Reputation: 17894
My dataframe has two columns. When I subtract them to get the month in between, I got some weird numbers. Here is an example:
test = pd.DataFrame({'reg_date': [datetime(2017,3,1), datetime(2016,9,1)],
'leave_date':[datetime(2017,7,1), datetime(2017,6,1)]})
test['diff_month'] = test.leave_date.dt.month - test.reg_date.dt.month
test
The output:
If a user's register_date is last year, I get a negative number (also incorrect as well).
What operations should I perform to get the correct time difference in month between two datetime column?
Update: I changed the example a bit so it reflects more about the issue I am facing. Don't down vote so fast guys.
A hack I did to fix this is:
test['real_diff'] = test.diff_month.apply(lambda x: x if x > 0 else 12+x)
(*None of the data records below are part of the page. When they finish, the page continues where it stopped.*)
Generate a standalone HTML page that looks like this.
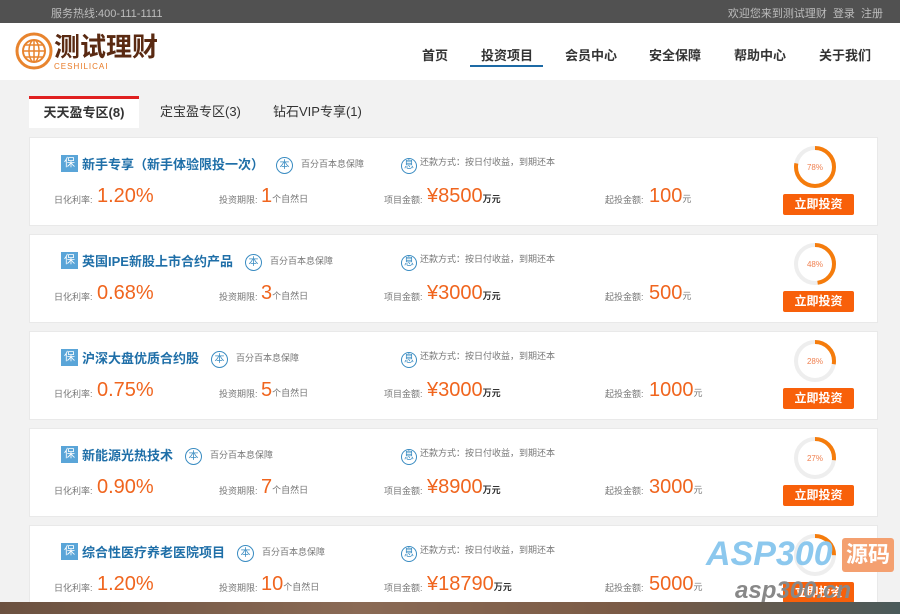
<!DOCTYPE html>
<html><head><meta charset="utf-8"><style>
*{margin:0;padding:0;box-sizing:border-box}
body{width:900px;height:614px;overflow:hidden;background:#f2f2f2;font-family:"Liberation Sans","Noto Sans CJK SC",sans-serif;position:relative}
.top{position:absolute;left:0;top:0;width:900px;height:23px;background:#515151;color:#bdbdbd;font-size:11px}
.top .l{position:absolute;left:51px;top:5px}
.top .r{position:absolute;right:17px;top:5px;word-spacing:3px}
.hdr{position:absolute;left:0;top:23px;width:900px;height:57px;background:#fff}
.logo{position:absolute;left:15px;top:32px}
.brand{position:absolute;left:54px;top:32px;font-size:26px;font-weight:bold;color:#5a2a12;line-height:30px}
.sub{position:absolute;left:54px;top:62px;font-size:8px;color:#e87a25;letter-spacing:1px}
.nav{position:absolute;top:45px;font-size:13px;font-weight:bold;color:#333}
.navline{position:absolute;left:470px;top:65px;width:73px;height:2px;background:#1d6aa5}
.tabs{position:absolute;left:29px;top:96px;width:849px;height:32px}
.tab{position:absolute;top:0;height:32px;font-size:13px;color:#333;line-height:32px;font-weight:bold}
.tab.a{left:0;width:110px;background:#fff;border-top:3px solid #e02020;line-height:28px;text-align:center}
.card{position:absolute;left:29px;width:849px;height:89px;background:#fff;border:1px solid #e9e9e9}
.ic{position:absolute;left:31px;top:17px;width:17px;height:17px;background:#5aa5d8;color:#fff;font-size:11px;text-align:center;line-height:17px}
.tt{position:absolute;left:52px;top:16px;font-size:13px;color:#1f6fa8;font-weight:bold;white-space:nowrap}
.tt .b{display:inline-block;width:17px;height:17px;border:1px solid #3a8cc2;border-radius:50%;font-size:10px;line-height:15px;text-align:center;color:#3a8cc2;font-weight:normal;margin-left:12px;vertical-align:1px}
.tt .bt{font-size:9px;color:#777;font-weight:normal;margin-left:8px;vertical-align:2px}
.x{position:absolute;left:371px;top:17px;font-size:9px;color:#777;white-space:nowrap}
.x .b{display:inline-block;width:16px;height:16px;border:1px solid #3a8cc2;border-radius:50%;font-size:10px;line-height:14px;text-align:center;color:#3a8cc2;margin-right:3px;vertical-align:-3px}
.lb{position:absolute;top:55px;font-size:9px;color:#777}
.v{position:absolute;top:47px;font-size:20px;color:#f0651e;white-space:nowrap}
.v small{font-size:9px;color:#777}
.v b{font-size:9px;color:#333}
.btn{position:absolute;left:753px;top:56px;width:71px;height:21px;background:#f8600a;color:#fff;font-size:12px;font-weight:bold;text-align:center;line-height:21px;border-radius:2px}
svg.c{position:absolute;left:762px;top:6px}
.bot{position:absolute;left:0;top:602px;width:900px;height:12px;background:linear-gradient(90deg,#6b5140,#8a6a55 40%,#7a5a45 70%,#4a5a5a)}
</style></head><body>
<div class="top"><span class="l">服务热线:400-111-1111</span><span class="r">欢迎您来到测试理财 登录 注册</span></div>
<div class="hdr"></div>
<svg class="logo" width="38" height="38" viewBox="0 0 38 38"><circle cx="19" cy="19" r="17" fill="none" stroke="#e8842e" stroke-width="3"/><circle cx="19" cy="19" r="11" fill="none" stroke="#e8842e" stroke-width="2"/><ellipse cx="19" cy="19" rx="5" ry="11" fill="none" stroke="#e8842e" stroke-width="1.5"/><path d="M8 19H30M10 13H28M10 25H28M19 8V30" stroke="#e8842e" stroke-width="1.5"/></svg>
<div class="brand">测试理财</div>
<div class="sub">CESHILICAI</div>
<div class="nav" style="left:422px">首页</div>
<div class="nav" style="left:481px">投资项目</div>
<div class="nav" style="left:565px">会员中心</div>
<div class="nav" style="left:649px">安全保障</div>
<div class="nav" style="left:734px">帮助中心</div>
<div class="nav" style="left:819px">关于我们</div>
<div class="navline"></div>
<div class="tabs"><div class="tab a">天天盈专区(8)</div><div class="tab" style="left:131px;font-weight:normal">定宝盈专区(3)</div><div class="tab" style="left:244px;font-weight:normal">钻石VIP专享(1)</div></div>

<div class="card" style="top:137px"><div class="ic">保</div><div class="tt">新手专享（新手体验限投一次）<span class="b">本</span><span class="bt">百分百本息保障</span></div><div class="x"><span class="b">息</span>还款方式：按日付收益，到期还本</div>
<div class="lb" style="left:24px">日化利率:</div><div class="v" style="left:67px">1.20%</div><div class="lb" style="left:189px">投资期限:</div><div class="v" style="left:231px">1<small>个自然日</small></div><div class="lb" style="left:354px">项目金额:</div><div class="v" style="left:397px">¥8500<b>万元</b></div><div class="lb" style="left:575px">起投金额:</div><div class="v" style="left:619px">100<small>元</small></div>
<svg class="c" width="46" height="46"><circle cx="23" cy="23" r="19" fill="none" stroke="#eee" stroke-width="4"/><circle cx="23" cy="23" r="19" fill="none" stroke="#f57c0c" stroke-width="4" stroke-dasharray="93 120" transform="rotate(-90 23 23)"/><text x="23" y="26" font-size="8" fill="#f08050" text-anchor="middle" font-family="Liberation Sans">78%</text></svg><div class="btn">立即投资</div></div>

<div class="card" style="top:234px"><div class="ic">保</div><div class="tt">英国IPE新股上市合约产品<span class="b">本</span><span class="bt">百分百本息保障</span></div><div class="x"><span class="b">息</span>还款方式：按日付收益，到期还本</div>
<div class="lb" style="left:24px">日化利率:</div><div class="v" style="left:67px">0.68%</div><div class="lb" style="left:189px">投资期限:</div><div class="v" style="left:231px">3<small>个自然日</small></div><div class="lb" style="left:354px">项目金额:</div><div class="v" style="left:397px">¥3000<b>万元</b></div><div class="lb" style="left:575px">起投金额:</div><div class="v" style="left:619px">500<small>元</small></div>
<svg class="c" width="46" height="46"><circle cx="23" cy="23" r="19" fill="none" stroke="#eee" stroke-width="4"/><circle cx="23" cy="23" r="19" fill="none" stroke="#f57c0c" stroke-width="4" stroke-dasharray="57 120" transform="rotate(-90 23 23)"/><text x="23" y="26" font-size="8" fill="#f08050" text-anchor="middle" font-family="Liberation Sans">48%</text></svg><div class="btn">立即投资</div></div>

<div class="card" style="top:331px"><div class="ic">保</div><div class="tt">沪深大盘优质合约股<span class="b">本</span><span class="bt">百分百本息保障</span></div><div class="x"><span class="b">息</span>还款方式：按日付收益，到期还本</div>
<div class="lb" style="left:24px">日化利率:</div><div class="v" style="left:67px">0.75%</div><div class="lb" style="left:189px">投资期限:</div><div class="v" style="left:231px">5<small>个自然日</small></div><div class="lb" style="left:354px">项目金额:</div><div class="v" style="left:397px">¥3000<b>万元</b></div><div class="lb" style="left:575px">起投金额:</div><div class="v" style="left:619px">1000<small>元</small></div>
<svg class="c" width="46" height="46"><circle cx="23" cy="23" r="19" fill="none" stroke="#eee" stroke-width="4"/><circle cx="23" cy="23" r="19" fill="none" stroke="#f57c0c" stroke-width="4" stroke-dasharray="33 120" transform="rotate(-90 23 23)"/><text x="23" y="26" font-size="8" fill="#f08050" text-anchor="middle" font-family="Liberation Sans">28%</text></svg><div class="btn">立即投资</div></div>

<div class="card" style="top:428px"><div class="ic">保</div><div class="tt">新能源光热技术<span class="b">本</span><span class="bt">百分百本息保障</span></div><div class="x"><span class="b">息</span>还款方式：按日付收益，到期还本</div>
<div class="lb" style="left:24px">日化利率:</div><div class="v" style="left:67px">0.90%</div><div class="lb" style="left:189px">投资期限:</div><div class="v" style="left:231px">7<small>个自然日</small></div><div class="lb" style="left:354px">项目金额:</div><div class="v" style="left:397px">¥8900<b>万元</b></div><div class="lb" style="left:575px">起投金额:</div><div class="v" style="left:619px">3000<small>元</small></div>
<svg class="c" width="46" height="46"><circle cx="23" cy="23" r="19" fill="none" stroke="#eee" stroke-width="4"/><circle cx="23" cy="23" r="19" fill="none" stroke="#f57c0c" stroke-width="4" stroke-dasharray="32 120" transform="rotate(-90 23 23)"/><text x="23" y="26" font-size="8" fill="#f08050" text-anchor="middle" font-family="Liberation Sans">27%</text></svg><div class="btn">立即投资</div></div>

<div class="card" style="top:525px"><div class="ic">保</div><div class="tt">综合性医疗养老医院项目<span class="b">本</span><span class="bt">百分百本息保障</span></div><div class="x"><span class="b">息</span>还款方式：按日付收益，到期还本</div>
<div class="lb" style="left:24px">日化利率:</div><div class="v" style="left:67px">1.20%</div><div class="lb" style="left:189px">投资期限:</div><div class="v" style="left:231px">10<small>个自然日</small></div><div class="lb" style="left:354px">项目金额:</div><div class="v" style="left:397px">¥18790<b>万元</b></div><div class="lb" style="left:575px">起投金额:</div><div class="v" style="left:619px">5000<small>元</small></div>
<svg class="c" width="46" height="46"><circle cx="23" cy="23" r="19" fill="none" stroke="#eee" stroke-width="4"/><circle cx="23" cy="23" r="19" fill="none" stroke="#f57c0c" stroke-width="4" stroke-dasharray="30 120" transform="rotate(-90 23 23)"/></svg><div class="btn">立即投资</div></div>

<div style="position:absolute;left:706px;top:535px;font-size:34px;font-weight:bold;font-style:italic;color:#8cc8ee;font-family:'Liberation Sans',sans-serif">ASP300</div>
<div style="position:absolute;left:842px;top:538px;width:52px;height:34px;background:#f4a070;color:#fff;font-size:22px;font-weight:bold;text-align:center;line-height:34px;border-radius:3px">源码</div>
<div style="position:absolute;left:735px;top:577px;font-size:24px;font-weight:bold;font-style:italic;color:#888">asp300.cn</div>
<div class="bot"></div>
</body></html>
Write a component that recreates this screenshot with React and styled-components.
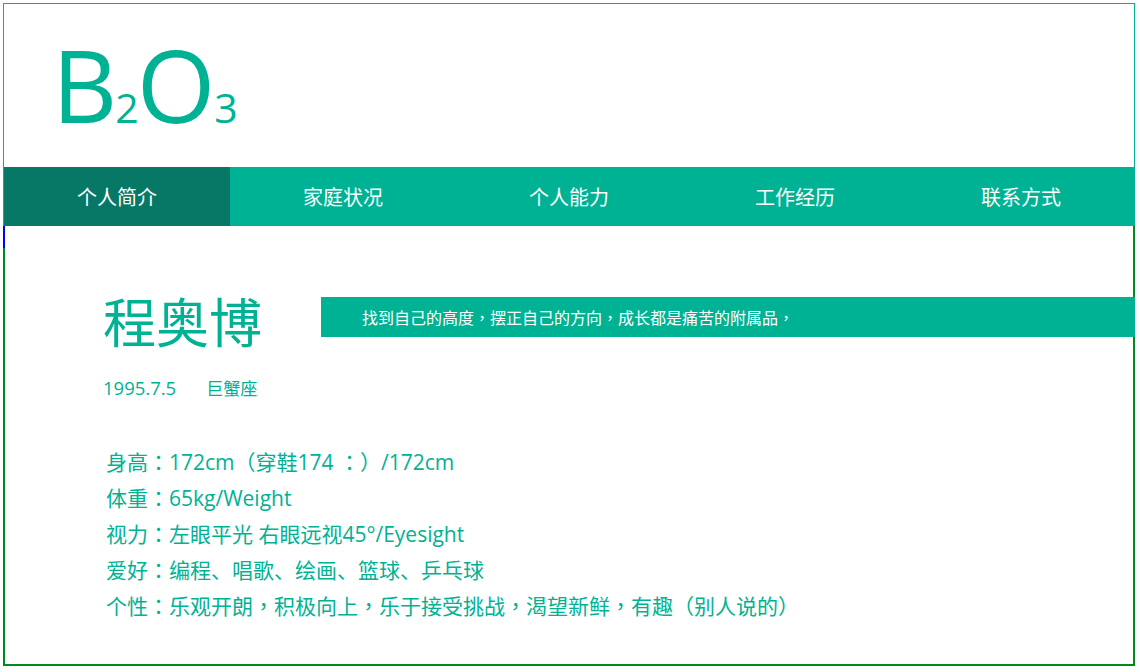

I don't like the hack so I am curious if there is any other way of doing it.
Upvotes: 1
Views: 3400
Reputation: 393933
IIUC you can call apply
and use relativedelta
as @zipa suggested:
In[29]:
from dateutil import relativedelta
test['real_diff'] = test.apply(lambda row: relativedelta.relativedelta(row['leave_date'], row['reg_date']).months, axis=1)
test
Out[29]:
leave_date reg_date real_diff
0 2017-07-01 2017-03-01 4
1 2017-06-01 2016-09-01 9
Upvotes: 2
Reputation: 27869
To get your result you can use relativedelta
from dateutil
:
import datetime
from dateutil import relativedelta
a = datetime.datetime(2016, 12, 1)
b = datetime.datetime(2017, 5, 1)
relativedelta.relativedelta(b, a).months
#5
Upvotes: 2